* begin *

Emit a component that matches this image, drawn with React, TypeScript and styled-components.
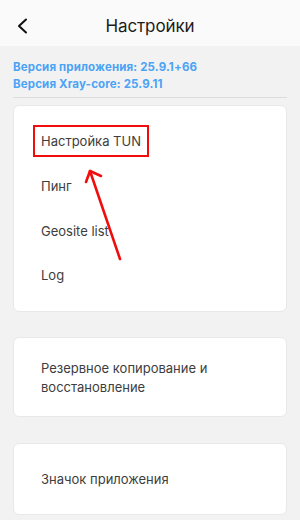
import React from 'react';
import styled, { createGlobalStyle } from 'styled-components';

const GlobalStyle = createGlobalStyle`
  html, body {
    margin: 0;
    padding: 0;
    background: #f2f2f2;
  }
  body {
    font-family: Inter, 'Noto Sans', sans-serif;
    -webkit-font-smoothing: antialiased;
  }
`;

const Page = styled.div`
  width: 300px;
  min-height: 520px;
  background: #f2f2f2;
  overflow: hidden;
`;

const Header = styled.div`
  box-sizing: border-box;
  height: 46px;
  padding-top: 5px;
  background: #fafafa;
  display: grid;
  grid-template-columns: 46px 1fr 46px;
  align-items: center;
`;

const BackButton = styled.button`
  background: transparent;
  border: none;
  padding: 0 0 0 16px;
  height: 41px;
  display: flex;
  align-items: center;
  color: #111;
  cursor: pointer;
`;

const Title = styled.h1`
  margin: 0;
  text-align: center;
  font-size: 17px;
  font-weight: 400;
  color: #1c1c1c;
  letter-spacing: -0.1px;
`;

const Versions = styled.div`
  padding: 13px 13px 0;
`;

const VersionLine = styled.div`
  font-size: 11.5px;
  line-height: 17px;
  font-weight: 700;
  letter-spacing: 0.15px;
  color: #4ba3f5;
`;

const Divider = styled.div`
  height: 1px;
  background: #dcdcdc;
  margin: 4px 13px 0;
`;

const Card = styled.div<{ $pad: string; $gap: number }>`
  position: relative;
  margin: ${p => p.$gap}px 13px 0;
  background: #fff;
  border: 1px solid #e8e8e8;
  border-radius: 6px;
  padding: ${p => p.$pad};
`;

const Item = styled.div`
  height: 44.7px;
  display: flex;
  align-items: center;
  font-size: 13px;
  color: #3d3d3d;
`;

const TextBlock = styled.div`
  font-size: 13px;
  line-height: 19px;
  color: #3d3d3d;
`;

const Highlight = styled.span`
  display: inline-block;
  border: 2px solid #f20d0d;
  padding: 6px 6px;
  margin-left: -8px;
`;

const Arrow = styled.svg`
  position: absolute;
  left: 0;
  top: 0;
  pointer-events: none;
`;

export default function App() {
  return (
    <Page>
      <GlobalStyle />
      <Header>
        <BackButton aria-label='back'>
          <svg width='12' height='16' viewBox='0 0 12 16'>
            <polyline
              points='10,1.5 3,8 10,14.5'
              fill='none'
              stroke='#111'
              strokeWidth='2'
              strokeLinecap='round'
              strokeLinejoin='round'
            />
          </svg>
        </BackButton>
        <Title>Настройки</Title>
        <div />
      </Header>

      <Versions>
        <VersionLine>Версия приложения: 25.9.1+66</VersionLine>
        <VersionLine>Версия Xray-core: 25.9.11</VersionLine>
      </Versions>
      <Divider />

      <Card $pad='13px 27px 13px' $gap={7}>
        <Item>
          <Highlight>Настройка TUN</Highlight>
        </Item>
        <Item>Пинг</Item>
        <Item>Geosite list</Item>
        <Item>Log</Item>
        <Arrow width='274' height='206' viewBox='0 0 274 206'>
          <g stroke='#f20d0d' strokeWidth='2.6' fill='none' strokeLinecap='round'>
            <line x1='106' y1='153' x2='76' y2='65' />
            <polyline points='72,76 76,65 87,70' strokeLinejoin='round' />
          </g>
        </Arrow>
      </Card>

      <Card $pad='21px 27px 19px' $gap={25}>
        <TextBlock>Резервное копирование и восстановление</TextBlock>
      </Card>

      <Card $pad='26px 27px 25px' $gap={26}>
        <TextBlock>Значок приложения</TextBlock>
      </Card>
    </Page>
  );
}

* end *

- [EXERCISE DESCRIPTION]
All of the lines above should be retyped precisely, apart from the pictures.

- [COMPLETE RESPONSE]
Emit a component that matches this image, drawn with React, TypeScript and styled-components.
import React from 'react';
import styled, { createGlobalStyle } from 'styled-components';

const GlobalStyle = createGlobalStyle`
  html, body {
    margin: 0;
    padding: 0;
    background: #f2f2f2;
  }
  body {
    font-family: Inter, 'Noto Sans', sans-serif;
    -webkit-font-smoothing: antialiased;
  }
`;

const Page = styled.div`
  width: 300px;
  min-height: 520px;
  background: #f2f2f2;
  overflow: hidden;
`;

const Header = styled.div`
  box-sizing: border-box;
  height: 46px;
  padding-top: 5px;
  background: #fafafa;
  display: grid;
  grid-template-columns: 46px 1fr 46px;
  align-items: center;
`;

const BackButton = styled.button`
  background: transparent;
  border: none;
  padding: 0 0 0 16px;
  height: 41px;
  display: flex;
  align-items: center;
  color: #111;
  cursor: pointer;
`;

const Title = styled.h1`
  margin: 0;
  text-align: center;
  font-size: 17px;
  font-weight: 400;
  color: #1c1c1c;
  letter-spacing: -0.1px;
`;

const Versions = styled.div`
  padding: 13px 13px 0;
`;

const VersionLine = styled.div`
  font-size: 11.5px;
  line-height: 17px;
  font-weight: 700;
  letter-spacing: 0.15px;
  color: #4ba3f5;
`;

const Divider = styled.div`
  height: 1px;
  background: #dcdcdc;
  margin: 4px 13px 0;
`;

const Card = styled.div<{ $pad: string; $gap: number }>`
  position: relative;
  margin: ${p => p.$gap}px 13px 0;
  background: #fff;
  border: 1px solid #e8e8e8;
  border-radius: 6px;
  padding: ${p => p.$pad};
`;

const Item = styled.div`
  height: 44.7px;
  display: flex;
  align-items: center;
  font-size: 13px;
  color: #3d3d3d;
`;

const TextBlock = styled.div`
  font-size: 13px;
  line-height: 19px;
  color: #3d3d3d;
`;

const Highlight = styled.span`
  display: inline-block;
  border: 2px solid #f20d0d;
  padding: 6px 6px;
  margin-left: -8px;
`;

const Arrow = styled.svg`
  position: absolute;
  left: 0;
  top: 0;
  pointer-events: none;
`;

export default function App() {
  return (
    <Page>
      <GlobalStyle />
      <Header>
        <BackButton aria-label='back'>
          <svg width='12' height='16' viewBox='0 0 12 16'>
            <polyline
              points='10,1.5 3,8 10,14.5'
              fill='none'
              stroke='#111'
              strokeWidth='2'
              strokeLinecap='round'
              strokeLinejoin='round'
            />
          </svg>
        </BackButton>
        <Title>Настройки</Title>
        <div />
      </Header>

      <Versions>
        <VersionLine>Версия приложения: 25.9.1+66</VersionLine>
        <VersionLine>Версия Xray-core: 25.9.11</VersionLine>
      </Versions>
      <Divider />

      <Card $pad='13px 27px 13px' $gap={7}>
        <Item>
          <Highlight>Настройка TUN</Highlight>
        </Item>
        <Item>Пинг</Item>
        <Item>Geosite list</Item>
        <Item>Log</Item>
        <Arrow width='274' height='206' viewBox='0 0 274 206'>
          <g stroke='#f20d0d' strokeWidth='2.6' fill='none' strokeLinecap='round'>
            <line x1='106' y1='153' x2='76' y2='65' />
            <polyline points='72,76 76,65 87,70' strokeLinejoin='round' />
          </g>
        </Arrow>
      </Card>

      <Card $pad='21px 27px 19px' $gap={25}>
        <TextBlock>Резервное копирование и восстановление</TextBlock>
      </Card>

      <Card $pad='26px 27px 25px' $gap={26}>
        <TextBlock>Значок приложения</TextBlock>
      </Card>
    </Page>
  );
}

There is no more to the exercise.